Diese Position ist gar nicht so weit von der des Parlamentarischen Staatssekretärs Stephan Mayer (CSU) beim neuen Bundesinnenminister Horst Seehofer entfernt. Mayer hatte vor genau einem Jahr in einem „Welt“-Interview erklärt: „Ich halte es für wichtig, dass wir in der nächsten Legislaturperiode die Erleichterungen bei der doppelten Staatsbürgerschaft wieder rückgängig machen.“ Auch Mayer plädierte für das Optionsmodell, nach dem sich Kinder ausländischer Eltern, die hier geboren sind, im frühen Erwachsenenalter für einen Pass entscheiden müssen. Und er markierte sogleich die Unterschiede zur politischen Konkurrenz: „Es war schon immer ein diametraler Unterschied zwischen der Position von CDU/CSU und SPD, Linken und Grünen. Letztere gingen immer davon aus, dass allein schon mit der deutschen Staatsbürgerschaft die Menschen integriert werden.“ 

Nicht viel anders argumentiert Mayers Fraktionskollege Marian Wendt (CDU): „Eine Staatsbürgerschaft ist mehr als ein Bonbon, das man einfach so mitnimmt … Niemand kann aus meiner Sicht zwei Gesellschaften dienen.“ Als CSU-Generalsekretär brachte Andreas Scheuer das Ganze auf die Formel: „Erst kommt die Integration, dann der Pass.“ 

Doch wirklich einig war sich die Union bislang nicht, das haben die diversen innerparteilichen Debatten der vergangenen zwei Jahre gezeigt. Man hat zwar den Mund gespitzt und ein Zurück zur Optionspflicht verlangt, aber in den Koalitionsgremien dann nicht zu laut gepfiffen. Schließlich hatte die Bundeskanzlerin und CDU-Vorsitzende Angela Merkel auf dem Essener Bundesparteitag im Dezember 2016 erklärt, sie persönlich halte es für falsch, den Kompromiss mit der SPD zur doppelten Staatsbürgerschaft aufzukündigen.

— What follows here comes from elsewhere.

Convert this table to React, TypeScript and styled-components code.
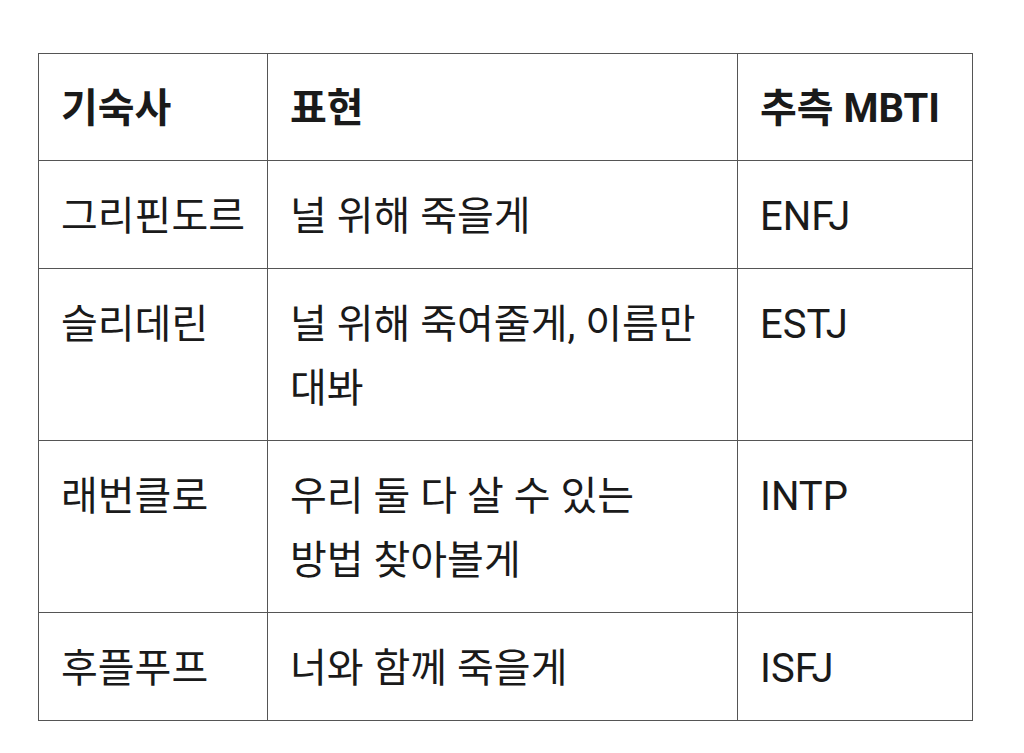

Es wird interessant sein zu beobachten, ob die Union als stärkste Kraft in der Koalition in dieser Legislaturperiode zu einer eindeutigen Positionierung in der Lage ist. 

Tatsächlich ist es im Augenblick die AfD, die auf klare Verhältnisse pocht. Anfang Februar hat sie einen eigenen Gesetzentwurf im Bundestag eingebracht, der zur Beratung an den Innenausschuss überwiesen wurde. Sie verwies in der Begründung darauf, dass das deutsche Staatsbürgerschaftsrecht „nach Abstammung“ im Jahr 2000 durch ein entsprechendes Recht „nach Geburtsort“ erweitert worden sei: „Dieses für die seit 2000 hier geborenen Kinder ausländischer Eltern geltende Anrecht auf die deutsche Staatsangehörigkeit wurde regelhaft, jedoch nur auf Zeit gewährt, sodass eine nur vorübergehende Doppelstaatigkeit entstand, die mit der Optionspflicht – für eine der beiden Staatsbürgerschaften – zwischen dem 18. und 23. Lebensjahr endete.“ Seit 2014 werde diese Doppelstaatlichkeit auf Zeit aber „im Gegensatz zum Sinn dieser Bestimmung“ auf Dauer gewährt. Dies führe automatisch zu einer wachsenden Anzahl doppelstaatiger Personen und damit in die „vielfältige Problematik einer massenhaften, ja regelhaften Doppelstaatigkeit, die es zu vermeiden gilt“.